One question: Isn’t it unfair to bundle in FIP with the rest of the advanced metrics? Because, FIP blatantly ignores any batted ball in play. In my observations, FIP is used in a context not originally intended to be used in. Metrics like xFIP and SIERA take into account batted ball types, which is the point you are making in the assumptions such metrics are making.
That’s mostly true, although strikeouts would still have to be up-tweaked in value a little bit since strikeouts lead to very few unearned runs.
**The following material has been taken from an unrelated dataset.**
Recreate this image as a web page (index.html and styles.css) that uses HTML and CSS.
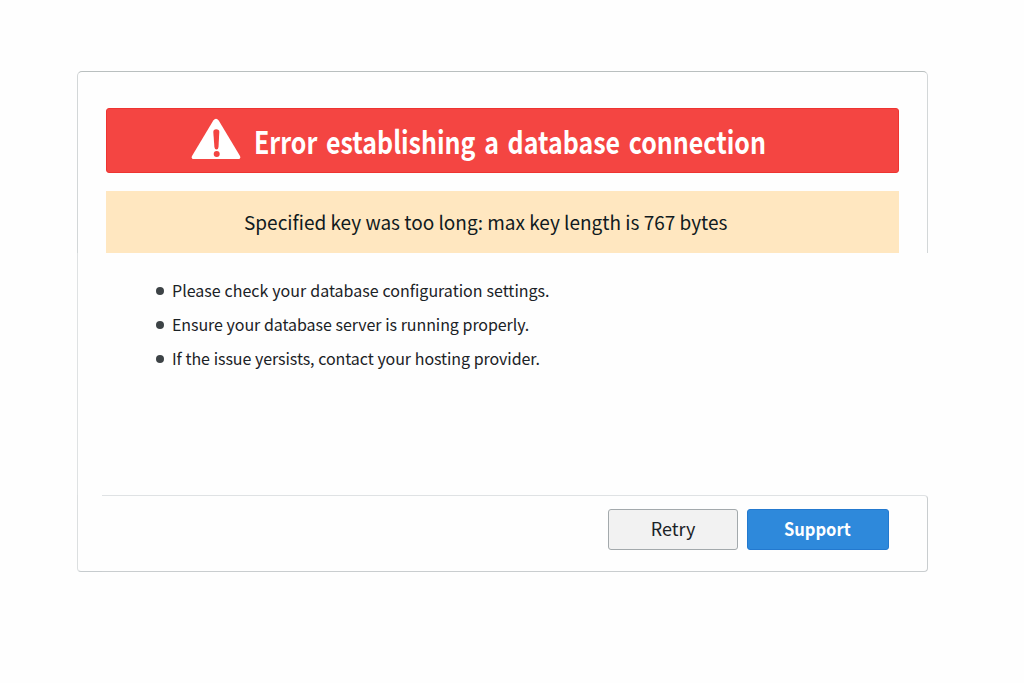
FILE: index.html
```
<!DOCTYPE html>
<html lang="en">
<head>
    <meta charset="UTF-8">
    <meta name="viewport" content="width=device-width, initial-scale=1.0">
    <title>Database Error</title>
    <link rel="stylesheet" href="styles.css">
</head>
<body>
    <div class="container">
        <div class="notices">
            <div class="error">
                <svg class="icon" viewBox="0 0 50 42" width="50" height="42">
                    <path d="M22.3 2.5 Q25 -0.8 27.7 2.5 L49 38 Q50 41 47.5 41 L2.5 41 Q0 41 1 38 Z" fill="#fff"/>
                    <path d="M22.3 14 Q22.3 11.2 25.2 11.2 Q28.4 11.2 28.3 14 L27.5 29 Q27.2 31.5 25.5 31.5 Q23.7 31.5 23.4 29 Z" fill="#f44542"/>
                    <circle cx="25.7" cy="36" r="3" fill="#f44542"/>
                </svg>
                <h1>Error establishing a database connection</h1>
            </div>
            <div class="warning"><span>Specified key was too long: max key length is 767 bytes</span></div>
        </div>
        <div class="content">
            <ul>
                <li><span class="tip-one">Please check your database configuration settings.</span></li>
                <li><span class="tip-two">Ensure your database server is running properly.</span></li>
                <li><span class="tip-three">If the issue yersists, contact your hosting provider.</span></li>
            </ul>
        </div>
        <div class="footer">
            <div class="footer-edge"></div>
            <div class="actions">
                <button class="retry">Retry</button>
                <button class="support"><span>Support</span></button>
            </div>
        </div>
    </div>
</body>
</html>
```
FILE: styles.css
```
* {
    box-sizing: border-box;
}
body {
    font-family: "Noto Sans CJK SC", "Noto Sans", sans-serif;
    margin: 0;
    background-color: #fefefe;
    color: #1b2226;
}
.container {
    width: 851px;
    height: 501px;
    margin: 71px 0 0 77px;
    display: flex;
    flex-direction: column;
}
.notices {
    height: 182px;
    padding: 36px 28px 0;
    border: 1px solid #d3d7d8;
    border-top-color: #b9bfbf;
    border-bottom: 0;
    border-radius: 5px 5px 0 0;
}
.error {
    display: flex;
    align-items: center;
    height: 65px;
    padding-left: 84px;
    background-color: #f44542;
    border: 1px solid #ee3431;
    border-radius: 3px;
    color: white;
}
.icon {
    flex-shrink: 0;
    margin-bottom: 3px;
}
h1 {
    width: 520px;
    margin: 0 0 0 13px;
    font-size: 31px;
    line-height: 40px;
    font-weight: bold;
    word-spacing: 3.7px;
    white-space: nowrap;
    transform: scaleX(0.806);
    transform-origin: left;
}
.warning {
    display: flex;
    align-items: center;
    height: 62px;
    margin-top: 18px;
    padding: 0 0 2px 138px;
    background-color: #ffe7c0;
    color: #101a20;
    font-size: 19px;
    white-space: nowrap;
}
.content {
    height: 242px;
    padding: 21px 0 0 78px;
    border-left: 1px solid #dfe2e3;
}
ul {
    margin: 0;
    padding: 0;
    list-style: none;
}
li {
    display: flex;
    align-items: center;
    height: 34px;
    font-size: 16px;
    white-space: nowrap;
}
li span {
    padding-bottom: 2px;
}
li::before {
    content: "";
    width: 8px;
    height: 8px;
    margin-right: 8px;
    border-radius: 50%;
    background-color: #3d4346;
}
.tip-one {
    word-spacing: 0.4px;
}
.tip-two,
.tip-three {
    letter-spacing: -0.08px;
    word-spacing: 0.3px;
}
.footer {
    display: flex;
    height: 77px;
}
.footer-edge {
    width: 25px;
    border-left: 1px solid #dcdfe0;
    border-bottom: 1px solid #c6cbce;
    border-radius: 0 0 0 4px;
}
.actions {
    flex: 1;
    display: flex;
    justify-content: flex-end;
    gap: 9px;
    padding: 13px 38px 0 0;
    border: 1px solid #c9cdcf;
    border-top-color: #dfe2e4;
    border-left: 0;
    border-radius: 0 4px 4px 0;
}
button {
    height: 41px;
    padding: 0 0 3px;
    border-radius: 3px;
    font-family: inherit;
    font-size: 18px;
}
.retry {
    width: 130px;
    background-color: #f2f2f2;
    border: 1px solid #a3a9ac;
    color: #1b2226;
}
.support {
    width: 142px;
    padding-right: 2px;
    background-color: #2e89db;
    border: 1px solid #2379cf;
    color: white;
    font-weight: bold;
}
.support span {
    display: inline-block;
    transform: scaleX(0.92);
}
```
Interesting article. I like a lot of where it goes with the data but unfortunately the entire premise is based on faulty assumptions. If ERA is a bad stat(which it is) trying to improve it using errors(an even worse stat)makes little sense. How many misplayed fly balls are officially recorded as singles, doubles, triples. That just affects the counting numbers. What about the weight of fly ball mistakes? An error in the outfield can be costlier
then infield errors in terms of advancing bases and runners scoring. I would love to see the same(ish) numbers run using other fielding metrics then is the gist of my long winded point.
“Errors that occur on fly balls tend to be more costly than errors on ground balls. This metric accounts for that gap.”
–quote from article appearing on this page.
As for your other point, other metrics already do a good job of regressing BABIP/other fielding factors. The point of this particular study was not to look at BABIP, but to isolate and then regress EOBIP, or errors on balls in play, based on batted ball data.
Totally agree.
I’d actually like to get rid of errors entirely. As was pointed out during this year’s AL MVP debate, some players (fast ones like Mike Trout) reach base on error far more often than other players (slow ones like Miguel Cabrera). But OBP gives no credit for reaching on an error. It should. The stat should simply be times on base divided by plate appearances. Shouldn’t be hard. I actually had never realized reached on errors weren’t included.